J. M. Hussey quotes the following poem in her book Church & Learning in the Byzantine Empire which I think is a nice poem on the proper perspective of books and learning:

"And thus, O Logos, mayest Thou guide and bear me, constant, unshaken, unmoved, remaining within the bounds of moderation, living among books like a bee among flowers, nourishing myself on words like a grasshopper in the dew, content to live only in the present, demanding nothing save salvation, to which mayest Thou, O Saviour, swiftly bring me, lest I grow very weary of the present. For the longed for haven far excels the easy labour of even a fair voyage, and is the consummation of all toils. May I quickly reach this, O my Christ."

Aaron Taylor said...

Thank you for that, Matthew. Very nice!

Andreas Houpos said...


First, let me say that the troparion for the feast of the Three Hierarchs you included is one of my favorite.

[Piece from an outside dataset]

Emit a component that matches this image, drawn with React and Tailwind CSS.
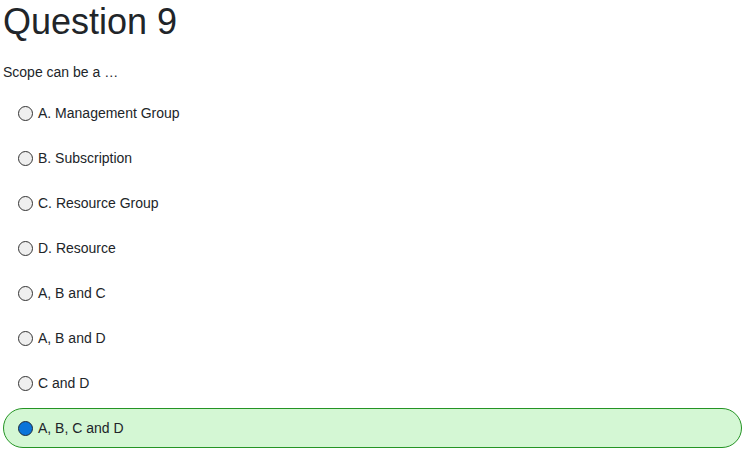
import React from 'react';

const options = [
  'A. Management Group',
  'B. Subscription',
  'C. Resource Group',
  'D. Resource',
  'A, B and C',
  'A, B and D',
  'C and D',
  'A, B, C and D',
];

export default function App() {
  const selected = 7;

  return (
    <main className="w-[744px] h-[454px] bg-white pl-[3px] pr-[2px] text-[#212529] font-['Liberation_Sans',Arial,sans-serif] overflow-hidden">
      <h1 className="text-[36px] leading-[44px] font-normal">Question 9</h1>
      <p className="mt-[18px] text-[14px] leading-[21px]">Scope can be a …</p>
      <div className="mt-[10px] flex flex-col gap-[5px]">
        {options.map((label, i) => {
          const on = i === selected;
          return (
            <label
              key={label}
              className={
                on
                  ? 'flex items-center h-[40px] pl-[14px] rounded-full border border-[#249424] bg-[#d4f7d4]'
                  : 'flex items-center h-[40px] pl-[14px] rounded-full border border-transparent'
              }
            >
              <span
                className={
                  on
                    ? 'w-[15px] h-[15px] rounded-full border border-[#1f2a3a] bg-[#0a74da]'
                    : 'w-[15px] h-[15px] rounded-full border border-[#333] bg-[#efefef]'
                }
              />
              <span className="ml-[5px] text-[14px] leading-[21px]">{label}</span>
            </label>
          );
        })}
      </div>
    </main>
  );
}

Second, right on. I think you hit the nail on the head here with this post. Being of the Greek Archdiocese of America, I see first hand this same mistaken identity that Greeks have when discussing these Fathers. The disconnect between the popular conception of the Three Hierarchs as being nothing more nor less than beacons of the greatness of Greece (i.e. classical learning), and the fact that they were astoundingly brilliant beacons of Christian Truth is truly lamentable. Yet, on the other hand, as you point out, we must not go too far in chastising this, because, in fact, they are also prime examples of what happens when the Church absorbs all that is good and beneficial from without and converts and transfigures it.

Remember that lecture by Met. Kallistos I mentioned not too long ago? It was the other night, and I posted my notes on my blog. This is exactly the topic he discussed, and I think you'll find it buttresses what you brought up here.

Aaron Taylor said...

Thanks, Andreas. I'll be sure to check out your notes on +Kallistos's lecture.